By Leslie Dennis, Director of Scholastic Media
Posted October 15, 2018
The SIPA Endowment awarded its fifth annual technology grant to the Northwest Horizons at Northwest Guilford High School in Greensboro, North Carolina.
“My journalism program (and school as a whole) is notoriously underfunded,” Melanie Huynh-Duc, Northwest Horizons adviser, said in her application. “We receive zero dollars each year. We raise the money on our own from ad sales, chocolate bar sales, car washes, dodge ball tournaments, etc., which enables us to pay for our publication costs and web hosting fee each year. But we rarely have ‘leftover’ funds for big purchases like computers, software or a camera.”
Each year, SIPA’s Endowment awards $500 to a high school journalism program in need of enhancing its technology.
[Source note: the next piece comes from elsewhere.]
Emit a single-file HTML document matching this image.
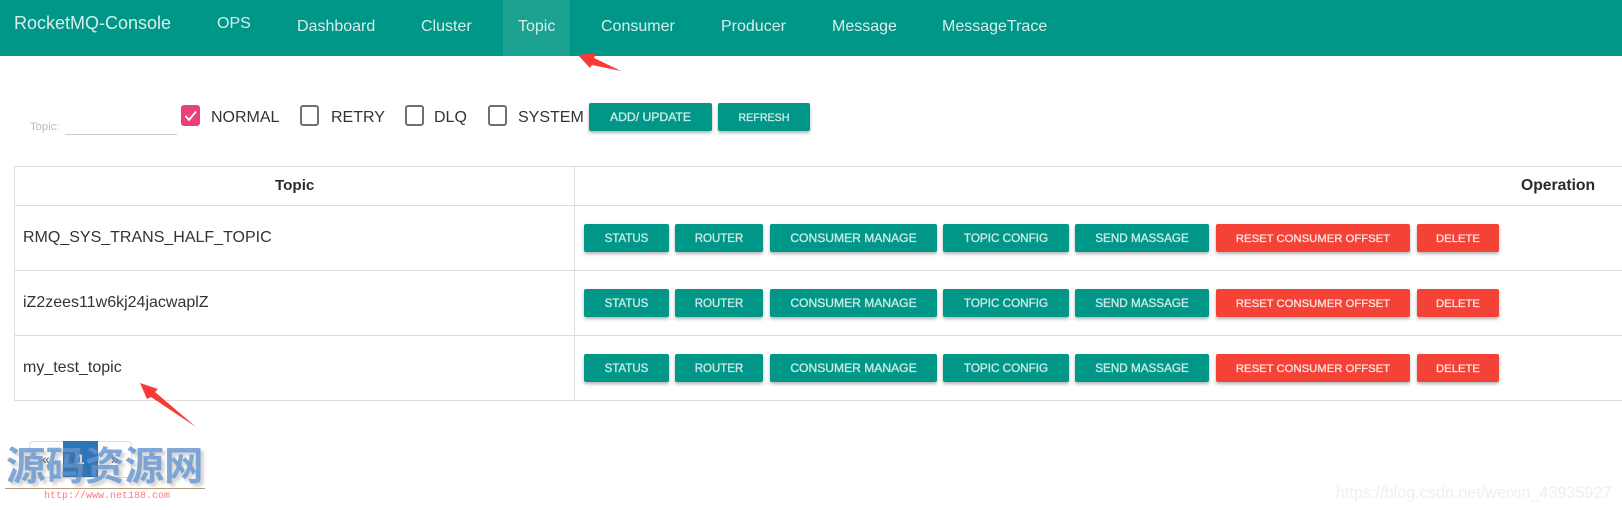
<!DOCTYPE html>
<html><head><meta charset="utf-8">
<style>
html,body{margin:0;padding:0;background:#fff}
body{width:1622px;height:510px;overflow:hidden;position:relative;font-family:"Liberation Sans",Arial,sans-serif;color:#2b2b2b}
.a{position:absolute;white-space:nowrap}
.nav{left:0;top:0;width:1622px;height:56px;background:#009688}
.tab{left:503px;top:0;width:67px;height:56px;background:#1aa190}
.n{color:#d6efeb;font-size:16px;line-height:20px}
.b{position:absolute;height:28px;line-height:29px;text-align:center;background:#009688;color:#c8ebe5;font-size:11.7px;border-radius:2px;box-shadow:0 2px 3px rgba(0,0,0,.3);font-family:"Liberation Sans",sans-serif;font-weight:400;-webkit-text-stroke:.35px currentColor;white-space:nowrap}
.r{background:#f44336;color:#fde0dd}
.c{font-size:12.1px}
.o{font-size:11.3px;line-height:30px}
.s{font-size:11.5px;line-height:30px}
.cb{position:absolute;width:15px;height:17px;border:2px solid #707070;border-radius:3px;top:105px}
.l{font-size:16px;line-height:20px;top:107.5px;color:#333}
.h{background:#ddd}
.t{font-size:16px;line-height:20px;left:23px;color:#333}
</style></head><body>
<div class="a nav"></div><div class="a tab"></div>
<div class="a n" style="left:14px;top:13px;font-size:18px">RocketMQ-Console</div>
<div class="a n" style="left:217px;top:13.5px">OPS</div>
<div class="a n" style="left:297px;top:16.5px">Dashboard</div>
<div class="a n" style="left:421px;top:16.5px">Cluster</div>
<div class="a n" style="left:518px;top:16.5px">Topic</div>
<div class="a n" style="left:601px;top:16.5px">Consumer</div>
<div class="a n" style="left:721px;top:16.5px">Producer</div>
<div class="a n" style="left:832px;top:16.5px">Message</div>
<div class="a n" style="left:942px;top:16.5px">MessageTrace</div>

<div class="a" style="left:30px;top:119.5px;font-size:11.3px;line-height:14px;color:#bbb">Topic:</div>
<div class="a" style="left:65px;top:134px;width:112px;height:1px;background:#ccc"></div>

<div class="cb" style="left:181px;background:#ec407a;border-color:#ec407a"></div>
<svg class="a" style="left:181px;top:105px" width="19" height="21" viewBox="0 0 19 21"><path d="M4.5 11 L8 15 L15 6.5" fill="none" stroke="#fff" stroke-width="1.8"/></svg>
<div class="a l" style="left:211px">NORMAL</div>
<div class="cb" style="left:300px"></div><div class="a l" style="left:331px">RETRY</div>
<div class="cb" style="left:405px"></div><div class="a l" style="left:434px">DLQ</div>
<div class="cb" style="left:488px"></div><div class="a l" style="left:518px">SYSTEM</div>
<div class="b" style="left:589px;top:103px;width:123px;font-size:12.2px">ADD/ UPDATE</div>
<div class="b" style="left:718px;top:103px;width:92px;font-size:10.7px;line-height:30px">REFRESH</div>

<!-- table -->
<div class="a h" style="left:14px;top:166px;width:1608px;height:1px"></div>
<div class="a h" style="left:14px;top:205px;width:1608px;height:1px"></div>
<div class="a h" style="left:14px;top:270px;width:1608px;height:1px"></div>
<div class="a h" style="left:14px;top:335px;width:1608px;height:1px"></div>
<div class="a h" style="left:14px;top:400px;width:1608px;height:1px"></div>
<div class="a h" style="left:14px;top:166px;width:1px;height:235px"></div>
<div class="a h" style="left:574px;top:166px;width:1px;height:235px"></div>
<div class="a" style="left:275px;top:176px;font-size:15.2px;font-weight:700;line-height:20px">Topic</div>
<div class="a" style="left:1521px;top:176px;font-size:15.7px;font-weight:700;line-height:20px">Operation</div>
<div class="a t" style="top:228px">RMQ_SYS_TRANS_HALF_TOPIC</div>
<div class="a t" style="top:292.5px">iZ2zees11w6kj24jacwaplZ</div>
<div class="a t" style="top:357.5px">my_test_topic</div>

<div class="b s" style="left:584px;top:224px;width:85px">STATUS</div>
<div class="b s" style="left:675px;top:224px;width:88px">ROUTER</div>
<div class="b c" style="left:770px;top:224px;width:167px">CONSUMER MANAGE</div>
<div class="b" style="left:943px;top:224px;width:126px">TOPIC CONFIG</div>
<div class="b" style="left:1075px;top:224px;width:134px">SEND MASSAGE</div>
<div class="b r o" style="left:1216px;top:224px;width:194px">RESET CONSUMER OFFSET</div>
<div class="b r o" style="left:1417px;top:224px;width:82px">DELETE</div>

<div class="b s" style="left:584px;top:289px;width:85px">STATUS</div>
<div class="b s" style="left:675px;top:289px;width:88px">ROUTER</div>
<div class="b c" style="left:770px;top:289px;width:167px">CONSUMER MANAGE</div>
<div class="b" style="left:943px;top:289px;width:126px">TOPIC CONFIG</div>
<div class="b" style="left:1075px;top:289px;width:134px">SEND MASSAGE</div>
<div class="b r o" style="left:1216px;top:289px;width:194px">RESET CONSUMER OFFSET</div>
<div class="b r o" style="left:1417px;top:289px;width:82px">DELETE</div>

<div class="b s" style="left:584px;top:354px;width:85px">STATUS</div>
<div class="b s" style="left:675px;top:354px;width:88px">ROUTER</div>
<div class="b c" style="left:770px;top:354px;width:167px">CONSUMER MANAGE</div>
<div class="b" style="left:943px;top:354px;width:126px">TOPIC CONFIG</div>
<div class="b" style="left:1075px;top:354px;width:134px">SEND MASSAGE</div>
<div class="b r o" style="left:1216px;top:354px;width:194px">RESET CONSUMER OFFSET</div>
<div class="b r o" style="left:1417px;top:354px;width:82px">DELETE</div>

<!-- red arrows -->
<svg class="a" style="left:0;top:0" width="1622" height="510">
<path d="M578 55 L596 53 L594 58 L621 71 L592 65 L590 68 Z" fill="#f93a36"/>
<path d="M140 383 L158 389 L155 392 L196 427 L151 397 L147 399 Z" fill="#f93a36"/>
</svg>

<!-- pagination -->
<div class="a" style="left:29px;top:441px;width:101px;height:35px;border:1px solid #ddd;border-radius:4px"></div>
<div class="a" style="left:63px;top:441px;width:35px;height:36px;background:#2b75bb;color:#fff;font-size:14px;font-weight:700;line-height:36px;text-align:center">1</div>
<div class="a" style="left:42px;top:450px;font-size:14px;line-height:18px;color:#555">«</div>
<div class="a" style="left:111px;top:450px;font-size:14px;line-height:18px;color:#555">»</div>

<!-- watermark -->
<div class="a" style="left:6px;top:441px;font-family:'Noto Sans CJK SC','WenQuanYi Zen Hei',sans-serif;font-weight:700;font-size:39.5px;line-height:46px;color:rgba(98,148,208,.8);text-shadow:3px 3px 3px rgba(120,120,120,.35)">源码资源网</div>
<div class="a" style="left:5px;top:488px;width:200px;height:1px;background:#b09a7c"></div>
<div class="a" style="left:44px;top:491px;font-family:'Liberation Mono',monospace;font-size:10px;line-height:12px;color:#ff7b7b">http://www.net188.com</div>

<div class="a" style="left:1336px;top:483.5px;font-size:16.2px;line-height:18px;color:#efefef">https://blog.csdn.net/weixin_43935927</div>
</body></html>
Huynh-Duc and the staff of Northwest Horizons, a print and online news outlet, will be able to buy a second camera with the grant money.
“We currently have one DSLR camera (with a separate zoom lens), and it never stays sedentary because students are constantly checking it out for their stories,” Huynh-Duc said in her application. "To enhance the equity of access among my students, a second DSLR camera would greatly help in ensuring every student can capture a great photo for their story.”
Several Northwest Horizons staff members earned SIPA's Best individual visual contest and writing contest awards at the 2018 SIPA Convention. The print publication was awarded a rating of All-Southern.
“For years, we solely operated on cell phone photos – which is fine in a pinch – but in order to meet my students’ needs and better fulfill scholastic media standards, having a second DSLR camera would double our potential for great photos.”
Northwest Guilford HS joins a list of grant recipients that includes Center Hill HS (Olive Branch, Mississippi), Ola HS (McDonough, Georgia), Sparkman HS (Harvest, Alabama) and Wellington HS (Wellington, Florida).
SIPA’s Endowment awards the grant annually with winners selected through an application process starting about January and ending May 1. Winners are announced in the fall.
“Over the past five years, the number of programs that have applied for the grant has increased,” Leslie Dennis, Director of Scholastic Media Organizations, said. “The Endowment and its support to schools, journalism programs and student journalists is critical. SIPA wants to help programs when they have to make an investment in equipment in order to give student journalists experience and to keep our students on a level playing field with their journalism peers.”
Huynh-Duc will speak at the 2019 SIPA Convention about how the grant helped her staff cover news at her school.